August Sander
Two diminutive figures eye the camera with deep mistrust. Dandyish though they may seem, their dark suits, starched collars and watch-chains offer no protection against a world which prides itself on excluding people like them. As they stand waiting for the moment of confrontation, they cut themselves off from the photographer and seem to be whispering to each other like frightened children. As the shutter clicks, their alienation is complete. Dwarves (1927) from Portfolio 45 Idiots, the Sick, the Insane and the Dying form part of 'The Visage of Time', August Sander's encyclopedic visual analysis of the people of Weimar Germany, categorised according to profession, status or type. But the apparent rigour of the classifications may have been no more than an alibi. in fact, Sander's passion was for ordinary people and what made them special: the young man with duelling scars across his face; film stars playing themselves though uncertain whether they are or not, for where does acting ever begin or end; schoolboys trying to smoke as they have seen grown-ups do, and failing... In other words, Sander departed from his stated intention. Instead of defining them by means of his own system of classification, he recorded how people chose to define themselves. Not surprisingly, 'People of the Twentieth Century', the project on which he embarked in the early 20s, was not only less exact than it seemed, but even as an exercise in amateur taxonomy was a failure. Whether Sander realised this is difficult to ascertain. Perhaps life took over. He cannot always have been happy. Indeed, when his son Erich died in prison of 'an unexplained illness' and Sander's archive was confiscated by the Nazis, it must have seemed that all was lost. His last years were spent sorting out what was left of his work after the bombing of his home town, Cologne; an event which he set out to record in his own, apparently clear-headed way. 'In photography there are no unexplained shadows', he claimed. On the contrary, we might ask why so much in his work remains unexplained, not least the motives of the photographer himself. Could his lifetime's project have been the invention of a man so shy that he felt it almost impossible to mix with other people, however wretched their predicament (like Walker Evans)? Or could it have been that of someone with a grudge, who feigned gregariousness in order to make photographs (like Diane Arbus)?

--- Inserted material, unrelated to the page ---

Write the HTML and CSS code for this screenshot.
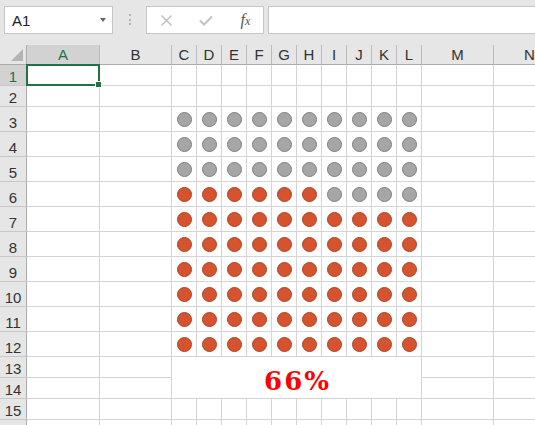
FILE: index.html
```html
<!DOCTYPE html>
<html>
<head>
<meta charset="utf-8">
<link rel="stylesheet" href="styles.css">
</head>
<body>
<div class="app">
  <div class="toolbar">
    <div class="namebox"><span>A1</span><span class="caret"></span></div>
    <div class="grip"><i></i><i></i><i></i></div>
    <div class="fxbox">
      <span class="btn"><svg width="11" height="11" viewBox="0 0 11 11"><path d="M0.5 0.5 L10.5 10.5 M10.5 0.5 L0.5 10.5" stroke="#bcbcbc" stroke-width="1.3" fill="none"/></svg></span>
      <span class="btn"><svg width="14" height="11" viewBox="0 0 14 11"><path d="M1 5.5 L5 9.5 L13 1.5" stroke="#c2c2c2" stroke-width="2" fill="none"/></svg></span>
      <span class="btn fx">f<span class="fxx">x</span></span>
    </div>
    <div class="formula"></div>
  </div>

  <div class="sheet">
    <div class="corner"></div>
    <div class="ch sel">A</div><div class="ch">B</div><div class="ch">C</div><div class="ch">D</div><div class="ch">E</div><div class="ch">F</div><div class="ch">G</div><div class="ch">H</div><div class="ch">I</div><div class="ch">J</div><div class="ch">K</div><div class="ch">L</div><div class="ch">M</div><div class="ch">N</div>

    <div class="rh sel">1</div>
    <div class="c active"></div><div class="c"></div><div class="c"></div><div class="c"></div><div class="c"></div><div class="c"></div><div class="c"></div><div class="c"></div><div class="c"></div><div class="c"></div><div class="c"></div><div class="c"></div><div class="c"></div><div class="c"></div>

    <div class="rh">2</div>
    <div class="c"></div><div class="c"></div><div class="c"></div><div class="c"></div><div class="c"></div><div class="c"></div><div class="c"></div><div class="c"></div><div class="c"></div><div class="c"></div><div class="c"></div><div class="c"></div><div class="c"></div><div class="c"></div>

    <div class="rh">3</div>
    <div class="c"></div><div class="c"></div>
    <div class="c"><span class="dot g"></span></div><div class="c"><span class="dot g"></span></div><div class="c"><span class="dot g"></span></div><div class="c"><span class="dot g"></span></div><div class="c"><span class="dot g"></span></div><div class="c"><span class="dot g"></span></div><div class="c"><span class="dot g"></span></div><div class="c"><span class="dot g"></span></div><div class="c"><span class="dot g"></span></div><div class="c"><span class="dot g"></span></div>
    <div class="c"></div><div class="c"></div>

    <div class="rh">4</div>
    <div class="c"></div><div class="c"></div>
    <div class="c"><span class="dot g"></span></div><div class="c"><span class="dot g"></span></div><div class="c"><span class="dot g"></span></div><div class="c"><span class="dot g"></span></div><div class="c"><span class="dot g"></span></div><div class="c"><span class="dot g"></span></div><div class="c"><span class="dot g"></span></div><div class="c"><span class="dot g"></span></div><div class="c"><span class="dot g"></span></div><div class="c"><span class="dot g"></span></div>
    <div class="c"></div><div class="c"></div>

    <div class="rh">5</div>
    <div class="c"></div><div class="c"></div>
    <div class="c"><span class="dot g"></span></div><div class="c"><span class="dot g"></span></div><div class="c"><span class="dot g"></span></div><div class="c"><span class="dot g"></span></div><div class="c"><span class="dot g"></span></div><div class="c"><span class="dot g"></span></div><div class="c"><span class="dot g"></span></div><div class="c"><span class="dot g"></span></div><div class="c"><span class="dot g"></span></div><div class="c"><span class="dot g"></span></div>
    <div class="c"></div><div class="c"></div>

    <div class="rh">6</div>
    <div class="c"></div><div class="c"></div>
    <div class="c"><span class="dot o"></span></div><div class="c"><span class="dot o"></span></div><div class="c"><span class="dot o"></span></div><div class="c"><span class="dot o"></span></div><div class="c"><span class="dot o"></span></div><div class="c"><span class="dot o"></span></div><div class="c"><span class="dot g"></span></div><div class="c"><span class="dot g"></span></div><div class="c"><span class="dot g"></span></div><div class="c"><span class="dot g"></span></div>
    <div class="c"></div><div class="c"></div>

    <div class="rh">7</div>
    <div class="c"></div><div class="c"></div>
    <div class="c"><span class="dot o"></span></div><div class="c"><span class="dot o"></span></div><div class="c"><span class="dot o"></span></div><div class="c"><span class="dot o"></span></div><div class="c"><span class="dot o"></span></div><div class="c"><span class="dot o"></span></div><div class="c"><span class="dot o"></span></div><div class="c"><span class="dot o"></span></div><div class="c"><span class="dot o"></span></div><div class="c"><span class="dot o"></span></div>
    <div class="c"></div><div class="c"></div>

    <div class="rh">8</div>
    <div class="c"></div><div class="c"></div>
    <div class="c"><span class="dot o"></span></div><div class="c"><span class="dot o"></span></div><div class="c"><span class="dot o"></span></div><div class="c"><span class="dot o"></span></div><div class="c"><span class="dot o"></span></div><div class="c"><span class="dot o"></span></div><div class="c"><span class="dot o"></span></div><div class="c"><span class="dot o"></span></div><div class="c"><span class="dot o"></span></div><div class="c"><span class="dot o"></span></div>
    <div class="c"></div><div class="c"></div>

    <div class="rh">9</div>
    <div class="c"></div><div class="c"></div>
    <div class="c"><span class="dot o"></span></div><div class="c"><span class="dot o"></span></div><div class="c"><span class="dot o"></span></div><div class="c"><span class="dot o"></span></div><div class="c"><span class="dot o"></span></div><div class="c"><span class="dot o"></span></div><div class="c"><span class="dot o"></span></div><div class="c"><span class="dot o"></span></div><div class="c"><span class="dot o"></span></div><div class="c"><span class="dot o"></span></div>
    <div class="c"></div><div class="c"></div>

    <div class="rh">10</div>
    <div class="c"></div><div class="c"></div>
    <div class="c"><span class="dot o"></span></div><div class="c"><span class="dot o"></span></div><div class="c"><span class="dot o"></span></div><div class="c"><span class="dot o"></span></div><div class="c"><span class="dot o"></span></div><div class="c"><span class="dot o"></span></div><div class="c"><span class="dot o"></span></div><div class="c"><span class="dot o"></span></div><div class="c"><span class="dot o"></span></div><div class="c"><span class="dot o"></span></div>
    <div class="c"></div><div class="c"></div>

    <div class="rh">11</div>
    <div class="c"></div><div class="c"></div>
    <div class="c"><span class="dot o"></span></div><div class="c"><span class="dot o"></span></div><div class="c"><span class="dot o"></span></div><div class="c"><span class="dot o"></span></div><div class="c"><span class="dot o"></span></div><div class="c"><span class="dot o"></span></div><div class="c"><span class="dot o"></span></div><div class="c"><span class="dot o"></span></div><div class="c"><span class="dot o"></span></div><div class="c"><span class="dot o"></span></div>
    <div class="c"></div><div class="c"></div>

    <div class="rh">12</div>
    <div class="c"></div><div class="c"></div>
    <div class="c"><span class="dot o"></span></div><div class="c"><span class="dot o"></span></div><div class="c"><span class="dot o"></span></div><div class="c"><span class="dot o"></span></div><div class="c"><span class="dot o"></span></div><div class="c"><span class="dot o"></span></div><div class="c"><span class="dot o"></span></div><div class="c"><span class="dot o"></span></div><div class="c"><span class="dot o"></span></div><div class="c"><span class="dot o"></span></div>
    <div class="c"></div><div class="c"></div>

    <div class="rh">13</div>
    <div class="c"></div><div class="c"></div>
    <div class="c pct">66%</div>
    <div class="c"></div><div class="c"></div>

    <div class="rh">14</div>
    <div class="c"></div><div class="c"></div>
    <div class="c"></div><div class="c"></div>

    <div class="rh">15</div>
    <div class="c"></div><div class="c"></div><div class="c"></div><div class="c"></div><div class="c"></div><div class="c"></div><div class="c"></div><div class="c"></div><div class="c"></div><div class="c"></div><div class="c"></div><div class="c"></div><div class="c"></div><div class="c"></div>

    <div class="rh"></div>
    <div class="c"></div><div class="c"></div><div class="c"></div><div class="c"></div><div class="c"></div><div class="c"></div><div class="c"></div><div class="c"></div><div class="c"></div><div class="c"></div><div class="c"></div><div class="c"></div><div class="c"></div><div class="c"></div>
  </div>
</div>
</body>
</html>
```
FILE: styles.css
```css
html, body {
  margin: 0;
  padding: 0;
  background: #ffffff;
}
body {
  font-family: "Liberation Sans", Arial, sans-serif;
  color: #333;
}
.app {
  width: 535px;
  height: 425px;
  overflow: hidden;
}

/* formula bar */
.toolbar {
  height: 45px;
  box-sizing: border-box;
  background: #e6e6e6;
  display: flex;
  align-items: flex-start;
  padding: 6px 0 0 4px;
}
.namebox {
  width: 109px;
  height: 28px;
  box-sizing: border-box;
  border: 1px solid #c6c6c6;
  background: #fff;
  display: flex;
  align-items: center;
  justify-content: space-between;
  padding: 0 6px 0 7px;
  font-size: 15px;
  color: #222;
}
.caret {
  width: 0;
  height: 0;
  border-left: 3.5px solid transparent;
  border-right: 3.5px solid transparent;
  border-top: 4px solid #666;
}
.grip {
  width: 33px;
  display: flex;
  flex-direction: column;
  align-items: center;
  gap: 2.5px;
  padding-top: 8px;
}
.grip i {
  display: block;
  width: 2px;
  height: 2px;
  background: #b2b2b2;
}
.fxbox {
  width: 118px;
  height: 28px;
  box-sizing: border-box;
  border: 1px solid #c6c6c6;
  background: #fff;
  display: flex;
  align-items: center;
}
.btn {
  width: 40px;
  display: flex;
  justify-content: center;
  align-items: center;
}
.btn svg { display: block; }
.fx {
  width: 36px;
  font-family: "Liberation Serif", "Times New Roman", serif;
  font-style: italic;
  font-size: 16px;
  color: #555;
  padding-left: 2px;
}
.fxx {
  font-size: 12px;
  position: relative;
  top: 1px;
}
.formula {
  flex: 1;
  height: 28px;
  box-sizing: border-box;
  margin-left: 4px;
  margin-right: -10px;
  border: 1px solid #c6c6c6;
  background: #fff;
}

/* sheet */
.sheet {
  display: grid;
  grid-template-columns: 27px 73px 72px repeat(10, 25px) 72px 72px;
  grid-template-rows: 20px 21px 21px repeat(10, 25px) repeat(4, 21px);
}
.sheet > div {
  box-sizing: border-box;
  min-width: 0;
}
.c {
  border-right: 1px solid #d4d4d4;
  border-bottom: 1px solid #d4d4d4;
  display: flex;
  align-items: center;
  justify-content: center;
}
.corner {
  background: #e6e6e6;
  border-right: 1px solid #ababab;
  border-bottom: 1px solid #ababab;
  position: relative;
}
.corner::after {
  content: "";
  position: absolute;
  right: 3px;
  bottom: 3px;
  width: 0;
  height: 0;
  border-left: 12px solid transparent;
  border-bottom: 12px solid #b4b4b4;
}
.ch {
  background: #e6e6e6;
  border-right: 1px solid #bcbcbc;
  border-bottom: 1px solid #ababab;
  display: flex;
  align-items: center;
  justify-content: center;
  font-size: 15px;
  color: #333;
}
.rh {
  background: #e6e6e6;
  border-right: 1px solid #ababab;
  border-bottom: 1px solid #c8c8c8;
  display: flex;
  align-items: flex-end;
  justify-content: center;
  font-size: 15px;
  line-height: 17px;
  color: #333;
}
.sel {
  background: #d2d2d2;
  color: #217346;
}
.active {
  position: relative;
}
.active::before {
  content: "";
  position: absolute;
  top: -1px;
  left: -1px;
  right: -1px;
  bottom: -1px;
  border: 2px solid #217346;
}
.active::after {
  content: "";
  position: absolute;
  right: -3px;
  bottom: -3px;
  width: 5px;
  height: 5px;
  background: #217346;
  border: 1px solid #fff;
}

/* dots */
.dot {
  display: block;
  width: 15px;
  height: 15px;
  box-sizing: border-box;
  border-radius: 50%;
}
.g {
  background: #a6a6a6;
  border: 1.5px solid #7f7f7f;
}
.o {
  background: #d6532f;
  border: 1px solid #ad4227;
}

/* merged result cell */
.pct {
  grid-column: 4 / 14;
  grid-row: 14 / 16;
  font-family: "DejaVu Serif", "Liberation Serif", serif;
  font-weight: bold;
  font-size: 26px;
  letter-spacing: 2px;
  color: #ff0000;
  padding-top: 6px;
  padding-left: 2px;
}
```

As with Arbus, who seems to have known his work, Sander used the camera as a way of meeting people with whom it might otherwise have been impossible for him to engage, like the avant-garde the wife of an artist, rampant like a caged animal, or the robust, shirtless Raoul Hausmann, embracing his wife with one arm and his mistress with the other. Also like Arbus, Sander considered the morality of photographic practice and whether rules could be bent. (Arbus' use of Downs syndrome children in her last photographs is a case in point, a far more serious issue than any thrown up by recent moral wrangles over child nudity.) Sander ended his book with Blind Miner and Blind Soldier: two men, both sightless, on a bench a tableau resembling a scene from a Beckett play. It is an unflinching and a deeply unfair double portrait, which Sander probably justified as evidence. But evidence of what? The more we consider the project, the more ludicrous it becomes. Consider the boys from the country, with jaunty hats and walking sticks, looking their best for the local dance, an image analysed by John Berger in one of the best essays ever written on photography; the frighteningly chubby babies like something by Runge; the Junior Teacher (1931), who looks as if he has been poured into his boots; and the sober, portly Pastry-Chef (1928). What did Sander say to these people? How did he justify his interest in them? This may have been where the camera came in. It could be argued that for Sander the very act of posing became the subject of his work and with it a head-on meeting, however honest it may have been. More and more, then, it seems that his theme was neither people, nor Germany, nor photography itself, but truth in all its guises.